Hermans herinnert zich de naam van deze Pool niet, maar het kan Themerson niet geweest zijn, want die had zich al in 1945 in Engeland gevestigd. Themerson was een leerling en een vriend van Russell, dus de kans is groot dat hij ook Wittgenstein gekend heeft. Nergens in zijn werk heb ik echter een directe verwijzing naar Wittgenstein kunnen vinden.
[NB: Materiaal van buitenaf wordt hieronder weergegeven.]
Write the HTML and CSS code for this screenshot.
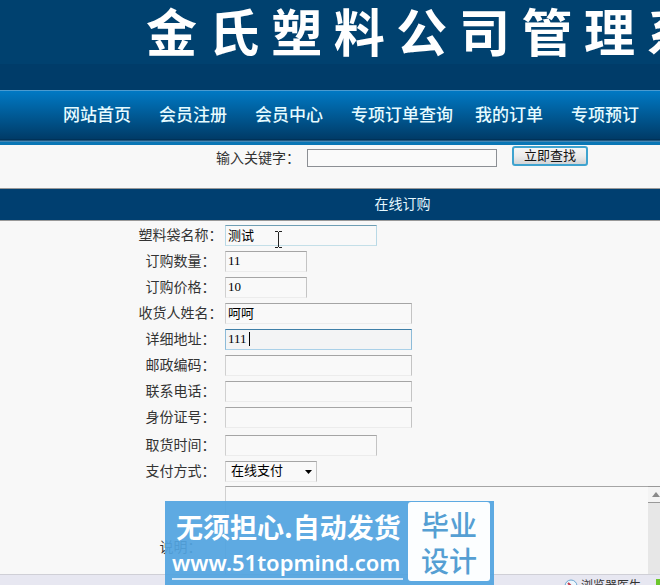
FILE: index.html
```
<!DOCTYPE html>
<html lang="zh-CN">
<head>
    <meta charset="utf-8">
    <title>在线订购</title>
    <link rel="stylesheet" href="styles.css">
</head>
<body>
    <div class="banner">
        <h1>金 氏 塑 料 公 司 管 理 系 统</h1>
    </div>
    <ul class="nav">
        <li><a href="#">网站首页</a></li>
        <li><a href="#">会员注册</a></li>
        <li><a href="#">会员中心</a></li>
        <li><a href="#">专项订单查询</a></li>
        <li><a href="#">我的订单</a></li>
        <li><a href="#">专项预订</a></li>
    </ul>

    <form class="search">
        <label for="keyword">输入关键字：</label>
        <input type="text" id="keyword">
        <button type="button">立即查找</button>
    </form>

    <h2 class="title">在线订购</h2>

    <form class="order">
        <div class="row">
            <label for="name">塑料袋名称：</label>
            <div class="field">
                <input class="medium hover" type="text" id="name" value="测试">
                <svg class="pointer" width="9" height="17" viewBox="0 0 9 17" fill="none" stroke="#222">
                    <path d="M1 .5H4M5 .5H8M4.500 1V16M1 16.500H4M5 16.500H8"/>
                </svg>
            </div>
        </div>
        <div class="row">
            <label for="count">订购数量：</label>
            <input class="short" type="text" id="count" value="11">
        </div>
        <div class="row">
            <label for="price">订购价格：</label>
            <input class="short" type="text" id="price" value="10">
        </div>
        <div class="row">
            <label for="receiver">收货人姓名：</label>
            <input class="long" type="text" id="receiver" value="呵呵">
        </div>
        <div class="row">
            <label for="address">详细地址：</label>
            <div class="field">
                <input class="long focus" type="text" id="address" value="111">
                <span class="caret"></span>
            </div>
        </div>
        <div class="row">
            <label for="zip">邮政编码：</label>
            <input class="long" type="text" id="zip">
        </div>
        <div class="row">
            <label for="phone">联系电话：</label>
            <input class="long" type="text" id="phone">
        </div>
        <div class="row tall">
            <label for="idcard">身份证号：</label>
            <input class="long" type="text" id="idcard">
        </div>
        <div class="row">
            <label for="time">取货时间：</label>
            <input class="medium" type="text" id="time">
        </div>
        <div class="row">
            <label for="pay">支付方式：</label>
            <div class="field">
                <select id="pay">
                    <option>在线支付</option>
                </select>
                <svg class="arrow" width="7" height="4" viewBox="0 0 7 4"><path d="M0 0H7L3.500 4Z"/></svg>
            </div>
        </div>
        <div class="row note">
            <label for="note">说明：</label>
            <textarea id="note"></textarea>
            <div class="scroll">
                <svg width="8" height="5" viewBox="0 0 8 5"><path d="M0 5L4 0L8 5Z" fill="#8a8a8a"/></svg>
            </div>
        </div>
    </form>

    <div class="status">
        <svg width="14" height="12" viewBox="0 0 14 12" fill="none">
            <circle cx="7" cy="7" r="6" fill="#eef6fc" stroke="#6ba6d2"/>
            <path d="M4 4L9 9" stroke="#c33b4a" stroke-width="2"/>
        </svg>
        <span>浏览器医生</span>
        <i class="green"></i>
    </div>

    <div class="ad">
        <div class="ad-text">
            <p>无须担心.自动发货</p>
            <a href="#">www.51topmind.com</a>
        </div>
        <div class="ad-box">毕业<br>设计</div>
    </div>
</body>
</html>
```
FILE: styles.css
```
* {
    box-sizing: border-box;
}
body {
    margin: 0;
    height: 100vh;
    display: flex;
    flex-direction: column;
    position: relative;
    overflow: hidden;
    background: #f8f8f8;
    color: #333;
    font-family: "Liberation Serif", "Noto Sans CJK SC", sans-serif;
    font-size: 14px;
}
.banner {
    flex: none;
    height: 90px;
    padding-left: 146px;
    overflow: hidden;
    background: linear-gradient(#00416f 64px, #003c69 64px);
}
h1 {
    margin: 0;
    color: #fff;
    font: bold 51px/60px "Noto Sans CJK SC", sans-serif;
    white-space: nowrap;
}
.nav {
    flex: none;
    display: flex;
    height: 55px;
    margin: 0;
    padding: 0 0 0 63px;
    list-style: none;
    border-top: 1px solid #4a9bd0;
    border-bottom: 3px solid #0a76b5;
    background: linear-gradient(#0079c4, #003b67 48px, #00294a 49px, #4387b5 50px);
}
.nav li {
    flex: none;
    min-width: 96px;
    padding-right: 22px;
}
.nav a {
    color: #e6fbff;
    font-size: 17px;
    font-weight: 500;
    line-height: 49px;
    text-decoration: none;
    white-space: nowrap;
}
.search {
    flex: none;
    display: flex;
    align-items: flex-start;
    height: 43px;
    padding: 1px 0 0 216px;
}
.search label {
    width: 91px;
    line-height: 25px;
}
.search input {
    width: 190px;
    height: 18px;
    margin: 3px 15px 0 0;
    border: 1px solid #8c8f94;
    background: #fafafa;
}
.search button {
    width: 76px;
    height: 20px;
    padding: 0 0 2px;
    border: 2px solid #3fa3cf;
    border-radius: 3px;
    background: linear-gradient(#f6f6f6, #ececec 50%, #d2d4d6);
    color: #111;
    font: 13px/14px "Noto Sans CJK SC", sans-serif;
}
.title {
    flex: none;
    margin: 0;
    padding-left: 22%;
    border: 1px solid #999;
    border-width: 1px 0;
    background: #003f70;
    color: #e6f8ff;
    font-size: 14px;
    font-weight: normal;
    line-height: 31px;
    text-align: center;
}
.order {
    flex: 1;
    min-height: 0;
    padding-top: 4px;
    overflow: hidden;
}
.row {
    display: flex;
    align-items: flex-start;
    height: 26px;
}
.row.tall {
    height: 28px;
}
.row label {
    flex: none;
    width: 225px;
    padding-left: 136px;
    line-height: 21px;
    text-align: center;
    white-space: nowrap;
}
.row input,
.row select,
.row textarea {
    display: block;
    height: 21px;
    padding: 0 2px 2px;
    border: 1px solid #d4d4d4;
    border-color: #a5a5a5 #c4c4c4 #ececec #d0d0d0;
    border-radius: 0;
    background: #f9f9f9;
    color: #000;
    font: 13px/17px "Liberation Serif", "Noto Sans CJK SC", sans-serif;
    outline: none;
}
.row .short {
    width: 82px;
}
.row .medium {
    width: 152px;
}
.row .long {
    width: 187px;
}
.row .hover {
    border-color: #6e9eb4 #b9d9e6 #c4dfe8;
}
.row .focus {
    border-color: #3f7fa8 #8dbbd8 #a9d0e8;
    background: #f3f4f5;
}
.field {
    position: relative;
}
.pointer {
    position: absolute;
    left: 49px;
    top: 6px;
}
.caret {
    position: absolute;
    left: 24px;
    top: 3px;
    width: 1px;
    height: 14px;
    background: #000;
}
.row select {
    width: 92px;
    padding: 0 5px 2px;
    appearance: none;
}
.arrow {
    position: absolute;
    right: 5px;
    top: 9px;
    pointer-events: none;
}
.row.note {
    height: 124px;
    align-items: stretch;
    margin-top: -1px;
}
.note label {
    line-height: 124px;
}
.row textarea {
    flex: 1;
    height: auto;
    border-right: 0;
    resize: none;
}
.scroll {
    flex: none;
    width: 12px;
    padding: 5px 0 0 4px;
    border-top: 1px solid #999;
    background: linear-gradient(#f4f4f4 15px, #999 15px, #999 16px, #e7e7e7 16px);
}
.scroll svg {
    display: block;
}
.status {
    flex: none;
    display: flex;
    justify-content: flex-end;
    gap: 3px;
    height: 11px;
    padding-top: 4px;
    overflow: hidden;
    border-top: 1px solid #cfcfd6;
    background: #e7e7f1;
    font-size: 12px;
    line-height: 14px;
}
.status svg,
.status i {
    flex: none;
}
.green {
    width: 4px;
    height: 12px;
    margin-left: 12px;
    background: #6cc62c;
}
.ad {
    position: absolute;
    left: 25%;
    bottom: 0;
    display: flex;
    width: 329px;
    height: 84px;
    padding: 1px 4px 4px 7px;
    background: rgba(82, 164, 224, 0.93);
    color: #fff;
}
.ad-text {
    flex: 1;
    white-space: nowrap;
}
.ad p {
    margin: 6px 0 0 4px;
    font: bold 27px/38px "Noto Sans CJK SC", sans-serif;
}
.ad a {
    display: block;
    width: 231px;
    border-bottom: 2px solid #cfe6f8;
    color: #fff;
    font: 600 22px/32px "Noto Sans", sans-serif;
    text-decoration: none;
}
.ad-box {
    width: 82px;
    padding-top: 4px;
    border-radius: 3px;
    background: #fcfeff;
    color: #559fd3;
    font: 500 28px/36px "Noto Sans CJK SC", sans-serif;
    text-align: center;
}
```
Nader onderzoek is vereist.

3 Wie is Louise de Coligny?
Aangezien Louise de Coligny zowel de vierde echtgenote van Willem de Zwijger, als één van de twee minnaressen van Guillaume Apollinaire is geweest, is de kans groot dat ze nu nog leeft. De vraag rest dan natuurlijk: ‘Wie is Louise de Colligny nu?’
Gelukkig zijn er portretten van Louise uit beide perioden bewaard gebleven, die bewijzen dat zij zeer goed geconserveerd is gebleven. Ook bestaat er een beschrijving van Apollinaire van zijn beide minnaressen in de ietwat aanstootgevende roman ‘Les onze mille verges’ (1907). De één was blond, dus die valt af. De andere had ‘bruin haar, grijze ogen die schalks twinkelden en een behaard moedervlekje dat de onderkant van haar linkerwang sierde’. Dat moet haar geweest zijn!
Apollinaire noemde haar ‘Culculine d’Ancone’, wat zoveel betekent als Reteketeetje van Ancona. En toen wist ik het! Die schalkse glimlach, die eeuwige jeugd, die voorliefde voor erotomane kunstenaars! Dat kan niemand anders zijn dan onze eigen Hedy d’Ancona!